- _Input data_:
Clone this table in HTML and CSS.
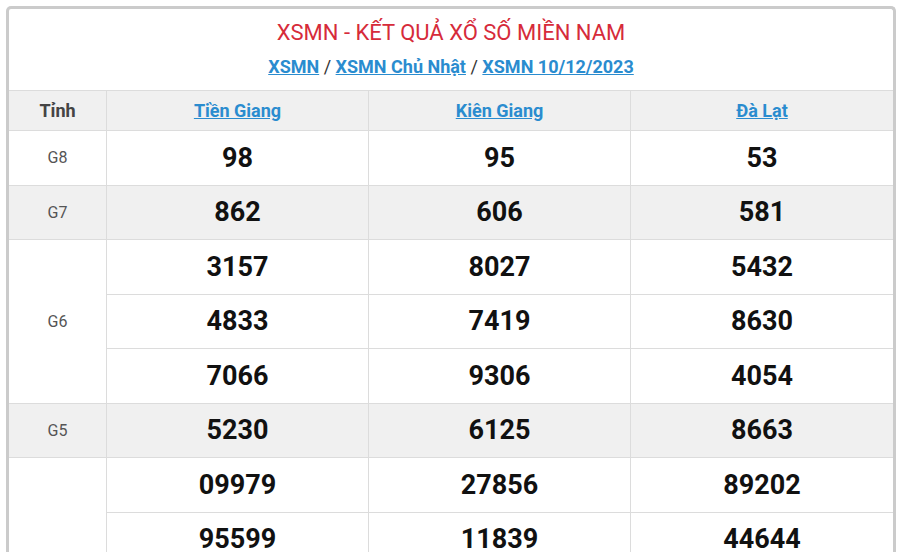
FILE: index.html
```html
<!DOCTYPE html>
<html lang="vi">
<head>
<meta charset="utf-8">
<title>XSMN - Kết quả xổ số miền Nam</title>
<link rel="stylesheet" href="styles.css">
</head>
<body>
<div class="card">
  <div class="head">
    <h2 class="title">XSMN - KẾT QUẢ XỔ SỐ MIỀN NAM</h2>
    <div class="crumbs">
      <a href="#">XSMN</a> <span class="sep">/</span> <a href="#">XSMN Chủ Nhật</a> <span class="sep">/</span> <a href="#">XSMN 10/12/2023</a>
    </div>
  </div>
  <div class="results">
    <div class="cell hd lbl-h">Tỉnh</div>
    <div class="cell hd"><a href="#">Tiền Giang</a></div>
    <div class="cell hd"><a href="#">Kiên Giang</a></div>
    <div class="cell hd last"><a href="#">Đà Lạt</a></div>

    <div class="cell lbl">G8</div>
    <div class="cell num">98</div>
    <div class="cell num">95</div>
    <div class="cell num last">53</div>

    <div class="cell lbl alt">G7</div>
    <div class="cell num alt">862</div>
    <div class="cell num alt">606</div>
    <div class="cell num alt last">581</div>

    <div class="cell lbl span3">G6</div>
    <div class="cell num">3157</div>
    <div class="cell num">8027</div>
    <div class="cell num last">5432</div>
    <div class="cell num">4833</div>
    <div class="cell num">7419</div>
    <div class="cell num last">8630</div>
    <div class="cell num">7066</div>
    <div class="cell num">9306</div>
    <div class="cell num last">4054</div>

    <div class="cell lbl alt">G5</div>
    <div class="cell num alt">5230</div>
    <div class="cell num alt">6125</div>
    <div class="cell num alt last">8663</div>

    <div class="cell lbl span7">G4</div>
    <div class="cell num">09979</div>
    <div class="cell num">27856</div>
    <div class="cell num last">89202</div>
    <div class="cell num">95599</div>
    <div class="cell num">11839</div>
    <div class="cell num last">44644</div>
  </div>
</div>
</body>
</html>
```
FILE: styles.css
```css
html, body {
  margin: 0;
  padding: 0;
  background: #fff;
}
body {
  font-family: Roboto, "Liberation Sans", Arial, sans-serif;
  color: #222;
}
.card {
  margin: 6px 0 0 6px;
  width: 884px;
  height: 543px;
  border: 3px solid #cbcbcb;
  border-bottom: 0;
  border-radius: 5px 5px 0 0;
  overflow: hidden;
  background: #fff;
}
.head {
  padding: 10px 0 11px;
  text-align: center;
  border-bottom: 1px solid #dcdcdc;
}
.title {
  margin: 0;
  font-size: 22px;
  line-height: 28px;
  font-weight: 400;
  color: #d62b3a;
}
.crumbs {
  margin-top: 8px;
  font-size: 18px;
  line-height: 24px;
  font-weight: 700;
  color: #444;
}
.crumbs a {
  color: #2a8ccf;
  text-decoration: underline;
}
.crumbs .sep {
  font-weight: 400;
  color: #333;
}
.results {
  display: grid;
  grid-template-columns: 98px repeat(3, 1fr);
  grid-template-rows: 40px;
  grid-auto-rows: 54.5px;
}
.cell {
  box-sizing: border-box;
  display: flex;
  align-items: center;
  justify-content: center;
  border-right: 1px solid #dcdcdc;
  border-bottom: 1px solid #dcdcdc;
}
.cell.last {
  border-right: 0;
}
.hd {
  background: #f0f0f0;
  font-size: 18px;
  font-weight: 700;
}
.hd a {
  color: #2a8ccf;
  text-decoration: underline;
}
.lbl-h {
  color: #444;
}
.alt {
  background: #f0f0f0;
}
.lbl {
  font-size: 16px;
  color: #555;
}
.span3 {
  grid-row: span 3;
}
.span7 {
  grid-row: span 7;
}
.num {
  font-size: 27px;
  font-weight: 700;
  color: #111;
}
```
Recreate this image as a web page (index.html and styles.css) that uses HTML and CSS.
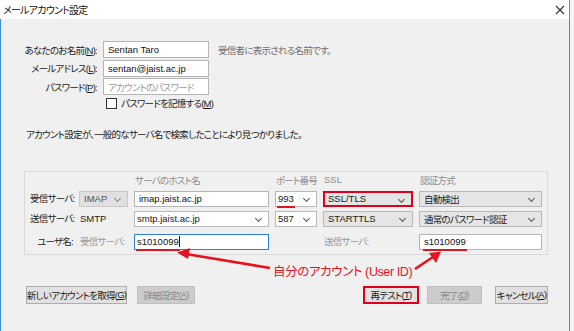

- _Required work_: Scan the records above for the string "index", then select every line that holds it.

- _Written response_:
FILE: index.html
Recreate this image as a web page (index.html and styles.css) that uses HTML and CSS.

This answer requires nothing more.